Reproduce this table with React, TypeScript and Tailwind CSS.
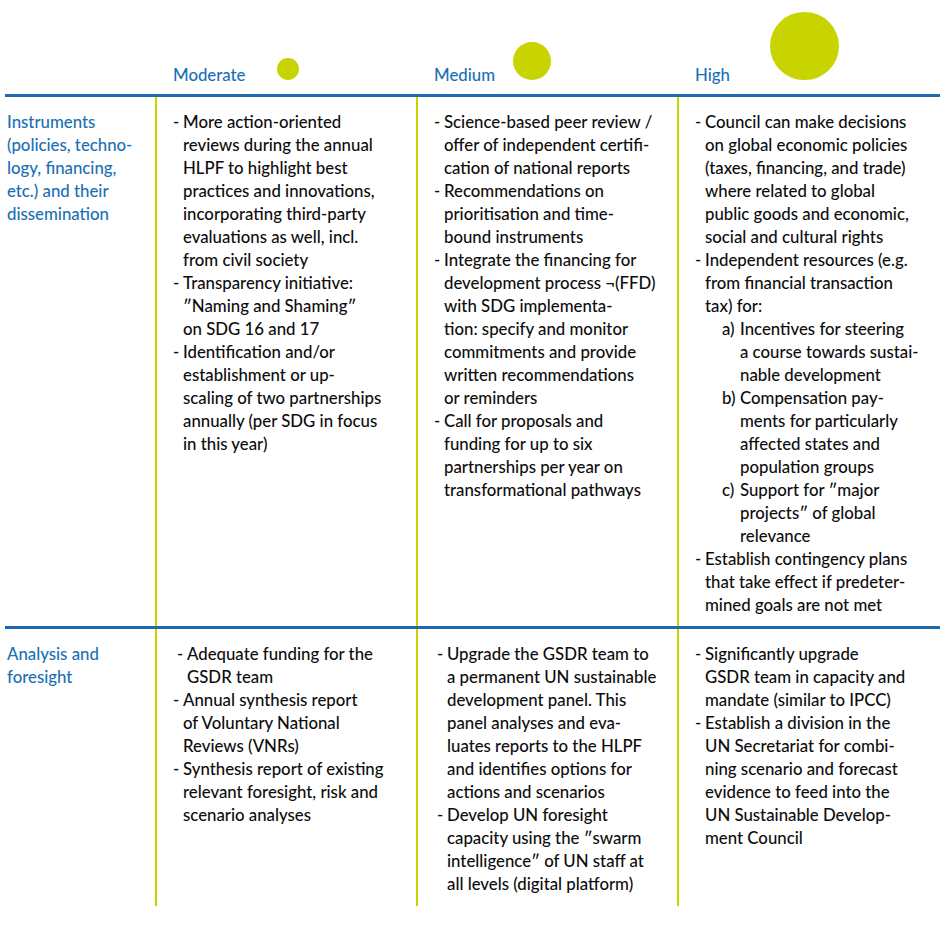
import React from "react";

type Item = { lines: string[]; sub?: { label: string; lines: string[] }[]; extra?: number };

const row1: Item[][] = [
  [
    { lines: ["More action-oriented", "reviews during the annual", "HLPF to highlight best", "practices and innovations,", "incorporating third-party", "evaluations as well, incl.", "from civil society"] },
    { lines: ["Transparency initiative:", "″Naming and Shaming″", "on SDG 16 and 17"] },
    { lines: ["Identification and/or", "establishment or up-", "scaling of two partnerships", "annually (per SDG in focus", "in this year)"] },
  ],
  [
    { lines: ["Science-based peer review /", "offer of independent certifi-", "cation of national reports"] },
    { lines: ["Recommendations on", "prioritisation and time-", "bound instruments"] },
    { lines: ["Integrate the financing for", "development process ¬(FFD)", "with SDG implementa-", "tion: specify and monitor", "commitments and provide", "written recommendations", "or reminders"] },
    { lines: ["Call for proposals and", "funding for up to six", "partnerships per year on", "transformational pathways"] },
  ],
  [
    { lines: ["Council can make decisions", "on global economic policies", "(taxes, financing, and trade)", "where related to global", "public goods and economic,", "social and cultural rights"] },
    {
      lines: ["Independent resources (e.g.", "from financial transaction", "tax) for:"],
      sub: [
        { label: "a)", lines: ["Incentives for steering", "a course towards sustai-", "nable development"] },
        { label: "b)", lines: ["Compensation pay-", "ments for particularly", "affected states and", "population groups"] },
        { label: "c)", lines: ["Support for ″major", "projects″ of global", "relevance"] },
      ],
    },
    { lines: ["Establish contingency plans", "that take effect if predeter-", "mined goals are not met"] },
  ],
];

const row2: Item[][] = [
  [
    { lines: ["Adequate funding for the", "GSDR team"], extra: 4 },
    { lines: ["Annual synthesis report", "of Voluntary National", "Reviews (VNRs)"] },
    { lines: ["Synthesis report of existing", "relevant foresight, risk and", "scenario analyses"] },
  ],
  [
    { lines: ["Upgrade the GSDR team to", "a permanent UN sustainable", "development panel. This", "panel analyses and eva-", "luates reports to the HLPF", "and identifies options for", "actions and scenarios"], extra: 3 },
    { lines: ["Develop UN foresight", "capacity using the ″swarm", "intelligence″ of UN staff at", "all levels (digital platform)"], extra: 3 },
  ],
  [
    { lines: ["Significantly upgrade", "GSDR team in capacity and", "mandate (similar to IPCC)"] },
    { lines: ["Establish a division in the", "UN Secretariat for combi-", "ning scenario and forecast", "evidence to feed into the", "UN Sustainable Develop-", "ment Council"] },
  ],
];

function Lines({ lines }: { lines: string[] }) {
  return (
    <div>
      {lines.map((l, i) => (
        <div key={i} className="whitespace-nowrap">
          {l}
        </div>
      ))}
    </div>
  );
}

function Bullet({ item }: { item: Item }) {
  return (
    <div>
      <div className="flex" style={item.extra ? { paddingLeft: item.extra } : undefined}>
        <div className="w-[10px] shrink-0">-</div>
        <Lines lines={item.lines} />
      </div>
      {item.sub &&
        item.sub.map((s, i) => (
          <div key={i} className="flex pl-[27px]">
            <div className="w-[18px] shrink-0">{s.label}</div>
            <Lines lines={s.lines} />
          </div>
        ))}
    </div>
  );
}

function Cell({ items }: { items: Item[] }) {
  return (
    <div className="border-l-2 border-[#c8d400] pl-[16px] pt-[13px]">
      {items.map((it, i) => (
        <Bullet key={i} item={it} />
      ))}
    </div>
  );
}

export default function App() {
  return (
    <div
      className="w-[945px] h-[927px] bg-white text-[#0d0d0d] text-[16.8px] leading-[23px] font-medium"
      style={{ fontFamily: "Lato, 'Open Sans', sans-serif" }}
    >
      <div className="pl-[5px] pr-[5px]">
        <div className="grid grid-cols-[150px_261px_261px_263px] h-[94px]">
          <div />
          <div className="flex items-end pl-[18px] pb-[8px]">
            <div className="text-[#1b6fb5] leading-[23px]">Moderate</div>
            <div className="ml-[32px] mb-[6px] w-[22px] h-[22px] rounded-full bg-[#c8d400]" />
          </div>
          <div className="flex items-end pl-[18px] pb-[8px]">
            <div className="text-[#1b6fb5] leading-[23px]">Medium</div>
            <div className="ml-[18px] mb-[6px] w-[38px] h-[38px] rounded-full bg-[#c8d400]" />
          </div>
          <div className="flex items-end pl-[18px] pb-[8px]">
            <div className="text-[#1b6fb5] leading-[23px]">High</div>
            <div className="ml-[40px] mb-[6px] w-[69px] h-[68px] rounded-full bg-[#c8d400]" />
          </div>
        </div>
        <div className="h-[3px] bg-[#1f69b1]" />
        <div className="grid grid-cols-[150px_261px_261px_263px] h-[529px]">
          <div className="pl-[2px] pt-[13px] text-[#1b6fb5]">
            <Lines lines={["Instruments", "(policies, techno-", "logy, financing,", "etc.) and their", "dissemination"]} />
          </div>
          {row1.map((c, i) => (
            <Cell key={i} items={c} />
          ))}
        </div>
        <div className="h-[3px] bg-[#1f69b1]" />
        <div className="grid grid-cols-[150px_261px_261px_263px] h-[277px]">
          <div className="pl-[2px] pt-[13px] text-[#1b6fb5]">
            <Lines lines={["Analysis and", "foresight"]} />
          </div>
          {row2.map((c, i) => (
            <Cell key={i} items={c} />
          ))}
        </div>
      </div>
    </div>
  );
}
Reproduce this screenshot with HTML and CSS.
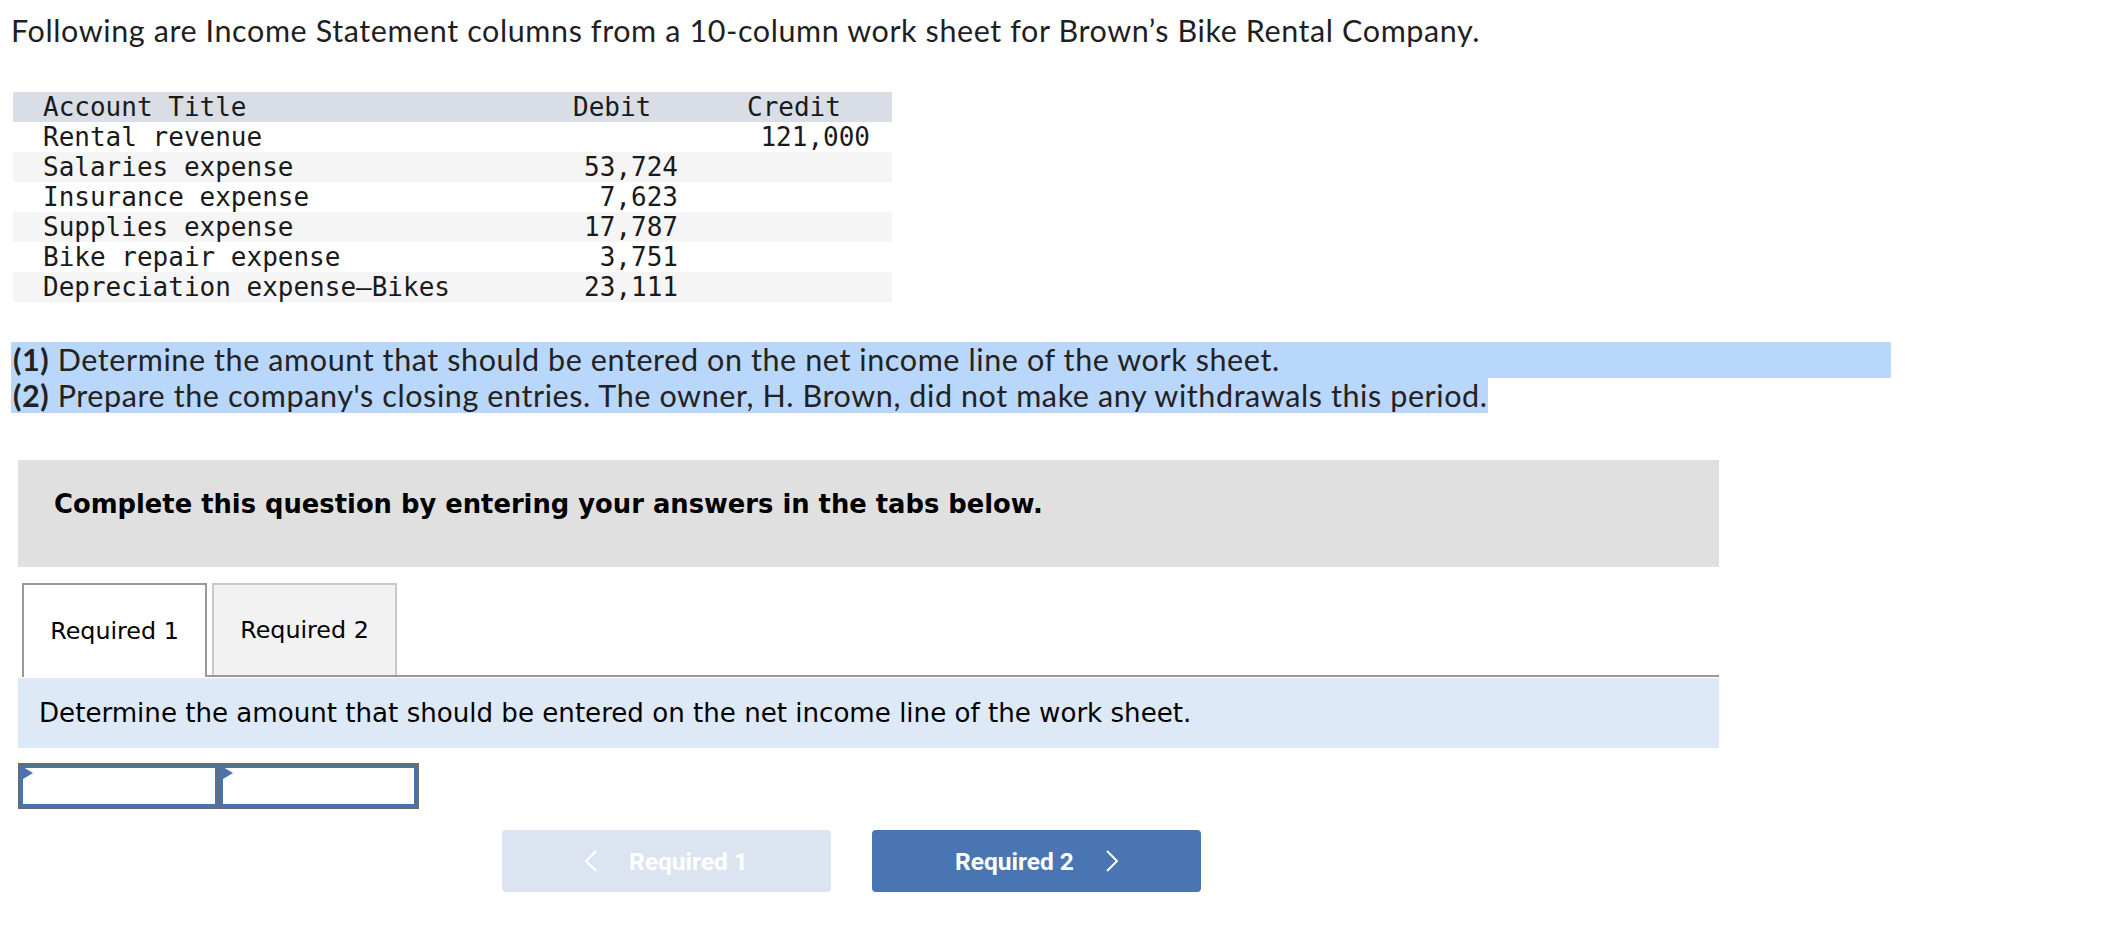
FILE: index.html
```html
<!DOCTYPE html>
<html lang="en">
<head>
<meta charset="utf-8">
<title>Brown's Bike Rental Company</title>
<link rel="stylesheet" href="styles.css">
</head>
<body>
<div class="page">
  <p class="intro">Following are Income Statement columns from a 10-column work sheet for Brown’s Bike Rental Company.</p>

  <table class="ws">
    <colgroup>
      <col class="col-title">
      <col class="col-debit">
      <col class="col-credit">
    </colgroup>
    <tr class="hd">
      <td class="t">Account Title</td>
      <td class="dh">Debit</td>
      <td class="ch">Credit</td>
    </tr>
    <tr>
      <td class="t">Rental revenue</td>
      <td class="d"></td>
      <td class="c">121,000</td>
    </tr>
    <tr class="alt">
      <td class="t">Salaries expense</td>
      <td class="d">53,724</td>
      <td class="c"></td>
    </tr>
    <tr>
      <td class="t">Insurance expense</td>
      <td class="d">7,623</td>
      <td class="c"></td>
    </tr>
    <tr class="alt">
      <td class="t">Supplies expense</td>
      <td class="d">17,787</td>
      <td class="c"></td>
    </tr>
    <tr>
      <td class="t">Bike repair expense</td>
      <td class="d">3,751</td>
      <td class="c"></td>
    </tr>
    <tr class="alt">
      <td class="t">Depreciation expense—Bikes</td>
      <td class="d">23,111</td>
      <td class="c"></td>
    </tr>
  </table>

  <div class="question">
    <div class="qline q1"><b>(1)</b> Determine the amount that should be entered on the net income line of the work sheet.</div>
    <div class="qline q2"><b>(2)</b> Prepare the company's closing entries. The owner, H. Brown, did not make any withdrawals this period.</div>
  </div>

  <div class="instr">Complete this question by entering your answers in the tabs below.</div>

  <div class="tabs">
    <div class="tab active">Required 1</div>
    <div class="tab-rest">
      <div class="tab">Required 2</div>
    </div>
  </div>

  <div class="prompt">Determine the amount that should be entered on the net income line of the work sheet.</div>

  <div class="answer">
    <div class="cell"></div>
    <div class="cell"></div>
  </div>

  <div class="nav">
    <button class="btn prev" type="button">
      <svg class="chev" width="12" height="22" viewBox="0 0 12 22"><polyline points="11,1 1,11 11,21" fill="none" stroke="#ffffff" stroke-width="2"/></svg>
      <span>Required 1</span>
    </button>
    <button class="btn next" type="button">
      <span>Required 2</span>
      <svg class="chev" width="12" height="22" viewBox="0 0 12 22"><polyline points="1,1 11,11 1,21" fill="none" stroke="#ffffff" stroke-width="2"/></svg>
    </button>
  </div>
</div>
</body>
</html>
```

FILE: styles.css
```css
html, body {
  margin: 0;
  padding: 0;
  background: #ffffff;
}

.page {
  font-family: "Lato", "Liberation Sans", sans-serif;
  color: #222222;
}

.intro {
  margin: 12px 0 0 11px;
  font-size: 30.5px;
  letter-spacing: 0.6px;
  line-height: 36px;
  color: #1f1f1f;
}

.ws {
  margin: 44px 0 0 13px;
  border-collapse: collapse;
  border-spacing: 0;
  table-layout: fixed;
  width: 879px;
  font-family: "DejaVu Sans Mono", "Liberation Mono", monospace;
  font-size: 26px;
  color: #1a1a1a;
}

.col-title { width: 530px; }
.col-debit { width: 150px; }
.col-credit { width: 199px; }

.ws td {
  height: 30px;
  padding: 0;
  line-height: 30px;
  vertical-align: top;
  white-space: pre;
}

.ws .hd td { background: #d9dde5; }
.ws .alt td { background: #f5f5f5; }

.ws .t { padding-left: 30px; }
.ws .dh { padding-left: 30px; text-align: left; }
.ws .ch { padding-left: 54px; text-align: left; }
.ws .d { text-align: right; padding-right: 15px; }
.ws .c { text-align: right; padding-right: 22px; }

.question {
  margin: 40px 0 0 11px;
  font-size: 30.5px;
  letter-spacing: 0.6px;
  color: #222222;
}

.qline {
  line-height: 35.5px;
  height: 35.5px;
  background: #b9d6fb;
  padding-left: 2px;
  white-space: nowrap;
}

.qline b { font-weight: 700; }

.q1 { width: 1878px; }
.q2 { width: fit-content; }

.instr {
  box-sizing: border-box;
  margin: 47px 0 0 18px;
  width: 1701px;
  height: 107px;
  padding: 29px 0 0 36px;
  background: #e0e0e0;
  font-family: "DejaVu Sans", Verdana, sans-serif;
  font-weight: 700;
  font-size: 25.8px;
  line-height: 30px;
  color: #000000;
}

.tabs {
  display: flex;
  align-items: flex-end;
  margin: 16px 0 0 22px;
  width: 1697px;
  font-family: "DejaVu Sans", Verdana, sans-serif;
  font-size: 23.8px;
  color: #000000;
}

.tab {
  box-sizing: border-box;
  width: 185px;
  display: flex;
  align-items: center;
  justify-content: center;
}

.tab.active {
  height: 94px;
  background: #ffffff;
  border: 2px solid #999999;
  border-bottom: none;
}

.tab-rest {
  flex: 1;
  display: flex;
  align-items: flex-end;
  border-bottom: 2px solid #999999;
}

.tab-rest .tab {
  height: 92px;
  margin-left: 5px;
  background: #f2f2f2;
  border: 2px solid #c8c8c8;
  border-bottom: none;
}

.prompt {
  box-sizing: border-box;
  margin: 1px 0 0 18px;
  width: 1701px;
  height: 70px;
  padding-left: 21px;
  background: #dee9f7;
  font-family: "DejaVu Sans", Verdana, sans-serif;
  font-size: 26.1px;
  line-height: 70px;
  color: #000000;
}

.answer {
  box-sizing: border-box;
  display: flex;
  gap: 2px;
  margin: 15px 0 0 18px;
  width: 401px;
  height: 46px;
  border: 2px solid #6b6b6b;
  background: #6b6b6b;
}

.cell {
  position: relative;
  flex: 1;
  background: #ffffff;
  border: 3px solid #4a72ad;
}

.cell::before {
  content: "";
  position: absolute;
  top: -1px;
  left: 0;
  border-left: 10px solid #4a72ad;
  border-top: 6px solid transparent;
  border-bottom: 6px solid transparent;
}

.nav {
  display: flex;
  gap: 41px;
  margin: 21px 0 0 502px;
}

.btn {
  box-sizing: border-box;
  width: 329px;
  height: 62px;
  border: none;
  border-radius: 4px;
  display: flex;
  align-items: center;
  justify-content: center;
  gap: 32px;
  font-family: "Roboto", "Liberation Sans", sans-serif;
  font-weight: 700;
  font-size: 24.5px;
  color: #ffffff;
  padding: 0;
}

.btn.prev { background: #dbe4f0; }
.btn.next { background: #4a75b3; }

.chev { display: block; }
```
# # # #
## WHAT IS REQUIRED
Pictures stay out. Print the data exactly, from its first line through the line containing "string; lines: string[]".

## CORRECT ANSWER
Reproduce this table with React, TypeScript and Tailwind CSS.
import React from "react";

type Item = { lines: string[]; sub?: { label: string; lines: string[] }[]; extra?: number };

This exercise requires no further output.